Long-term project archival

Posted March 6, 2022 by Alin Dobra and Thomas Samant ‐ 5 min read

In this blog we lay out a plan on how to support long-term project archival in tiCrypt.

In this blog, we lay out a plan to support long-term project archival in tiCrypt.

Motivation

As hosted projects reach the end of life in tiCrypt, clear plans need to be made to archive all project assets such as files, encrypted drives, and project members. Ideally, strong support exists in tiCrypt to allow seamless archival of such projects to free resources but maintain project security.

To meet the usability and security goal of tiCrypt, the following desirable properties need to be completed by the archival process:

  • All the project state needs to be archived. This includes the files, groups, encrypted drives, and membership information.
  • Direct support for archiving needs to be provided in both the tiCrypt frontend and backend.
  • Mechanisms to query and un-archive a project are needed.
  • A long-term (10+ years) solution for the project asset decryption needs to be supported. Such a solution needs to consider that project members might no longer be associated with the organization when the project is un-archived. Several questions are essential:
    • Given those original users might not be available to decrypt the project assets, how can the decryption take place?
  • How to protect the decryption mechanism from attacks. Specifically, how can the strong protection tiCrypt guarantees for active projects be extended to archived projects?
    • Archived projects need to be stored on cheap, “cold” storage solutions such as magnetic tapes. How does the un-archiving process work operationally?

Overview of Feature

There are two aspects of the technical solution needed that need careful consideration:

  1. How to allow project asset decryption in the future without reliance on current users?

    • The key idea is to introduce a “project user” (at the project creation or just before archiving) that can decrypt all the project assets.
    • This project user should have a carefully controlled private key to control under what circumstances decryption can take place
    • The escrow mechanism is perfect for recovering the project user key since it requires a multi-party agreement. No one user will be able to decrypt project files unilaterally; an escrowed key recovery must take place.
  2. How to “package” project assets in a reasonably efficient manner and easy to store externally?

    • The backup mechanism already contains most of the required features.
    • Performing a “full checkpoint” for the backup will ensure that the complete state of all assets is saved.
    • The backup mechanism is already capable of recovering assets.
    • Data security is already guaranteed for the backup mechanism.
    • Data backup produces files archived with any existing mechanism, such as sftp transfers and file copying. This will ensure smooth integration with other archival technologies.

The Project User

Much like a regular user, the project user will have a private-public key pair generated upon project creation or later by one of the project administrators.

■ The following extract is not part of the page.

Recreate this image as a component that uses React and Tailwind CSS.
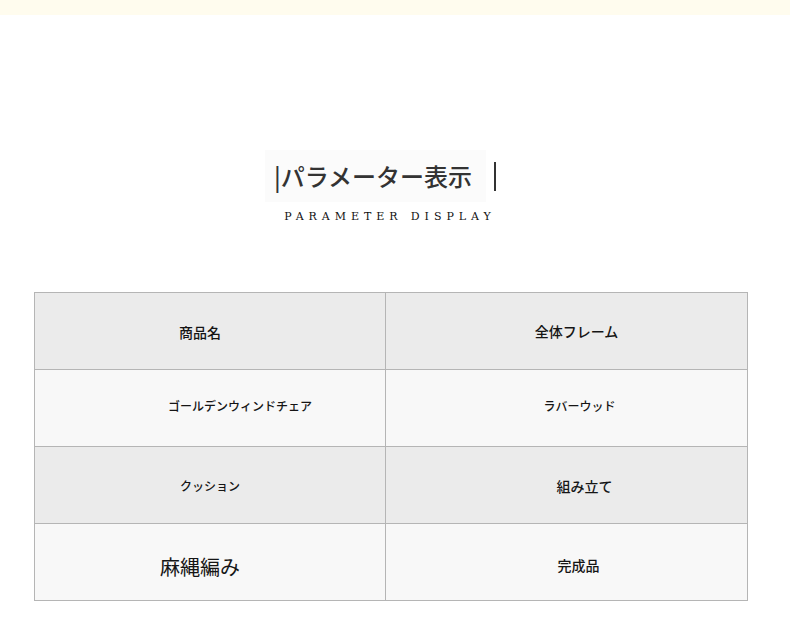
const rows = [
  [
    { text: "商品名", size: "text-[14px]", shift: "pr-[20px] pt-[1px]" },
    { text: "全体フレーム", size: "text-[14px]", shift: "pl-[20px] pb-[1px]" },
  ],
  [
    { text: "ゴールデンウィンドチェア", size: "text-[12px]", shift: "pl-[60px] pb-[4px]" },
    { text: "ラバーウッド", size: "text-[12px]", shift: "pl-[26px] pb-[4px]" },
  ],
  [
    { text: "クッション", size: "text-[12px]", shift: "pt-[2px]" },
    { text: "組み立て", size: "text-[14px]", shift: "pl-[36px] pt-[2px]" },
  ],
  [
    { text: "麻縄編み", size: "text-[20px] font-normal text-[#333]", shift: "pr-[20px] pt-[10px]" },
    { text: "完成品", size: "text-[14px]", shift: "pl-[24px] pt-[6px]" },
  ],
];

function Cell({ cell, bg }) {
  return (
    <div
      className={`flex h-[77px] items-center justify-center border-r border-b border-[#b5b5b5] ${bg} ${cell.shift}`}
    >
      <span className={`font-medium leading-none text-[#151515] ${cell.size}`}>
        {cell.text}
      </span>
    </div>
  );
}

export default function App() {
  return (
    <div
      className="min-h-[628px] w-[790px] bg-white"
      style={{ fontFamily: '"Noto Sans CJK JP", "Noto Sans", sans-serif' }}
    >
      <div className="h-[15px] bg-[#fffcee]" />

      <div className="pt-[135px]">
        <div className="flex items-center justify-center pr-[29px]">
          <div className="flex h-[52px] w-[221px] items-center bg-[#fbfbfb] pl-[9px]">
            <span className="whitespace-nowrap text-[24px] font-medium leading-none text-[#333]">
              |パラメーター表示
            </span>
          </div>
          <div className="ml-[8px] h-[29px] w-[2px] bg-[#333]" />
        </div>
        <p
          className="mt-[7px] whitespace-nowrap pr-[10px] text-center text-[11px] leading-[16px] tracking-[0.45em] text-[#111]"
          style={{ fontFamily: '"DejaVu Serif", "Liberation Serif", serif' }}
        >
          PARAMETER DISPLAY
        </p>
      </div>

      <div className="ml-[34px] mt-[67px] grid w-[714px] grid-cols-[351px_362px] border-t border-l border-[#b5b5b5]">
        {rows.map((row, i) =>
          row.map((cell, j) => (
            <Cell
              key={`${i}-${j}`}
              cell={cell}
              bg={i % 2 === 0 ? "bg-[#ebebeb]" : "bg-[#f8f8f8]"}
            />
          ))
        )}
      </div>
    </div>
  );
}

The public key of the project user, like all user public keys, will be stored in the database maintained by the tiCrypt backend and made available to all project members. When a project asset is created (or later shared with the project user), the asset key is shared with the project user using the same mechanism assets are shared with regular users (encrypt asset key with project user’s public key and store in the database). Only knowledge of the public key is needed for such cryptographic key exchange.

The private key of the project user is dealt with differently than the user’s private keys. Instead of being handed over to some user and being protected by a password, the escrow mechanism will be used to ensure future recovery of the private key at the time the project un-archiving happens. Specifically, this means that the project user’s private key cannot be recovered past the creation point without using the multi-party key recovery mechanism implemented by the de-escrow procedure. Nobody, including project managers, will be able to recover the project user’s private key outside the de-escrowing mechanism. Should a user with access to all project assets participate in the project un-archiving, there will be no need to recover the project user’s private key (the files can be decrypted by the user using their private key).

The archival project mechanism will ensure that all assets have keys for the project user before the project archival completes to provide future decryption capabilities. This way, recovering the project user’s key will suffice in the future un-archiving process. To ensure the future decryption of project assets, the project users need to be permanently kept in good standing with the escrow mechanism. Specifically, as escrow users get added and removed from escrow groups, the project user’s private key parts for all archived projects need to be “handed over” to new escrow users using the same mechanism employed for regular user keys.

Archival Process Mechanics

Project archival will be distinct from the tiCrypt backup mechanism but will share a significant number of mechanisms. Specifically, the archival process will:

  1. Create a directory structure similar to the backup mechanism.
  2. The encrypted drives will be fully archived (the equivalent of the backup checkpoint).
  3. Files belonging to the project will be archived.
  4. All project metadata will be archived in an SQLite database similar to the backup mechanism. This includes:
  • file metadata and directory structure
  • group metadata
  • member user metadata
  • drive metadata
  1. The database will be used to “query” the archive content without the entire archive data being present; this is a similar mechanism to the existing backup.

Timeline

We expect to have the project archival feature released into production by December 2022.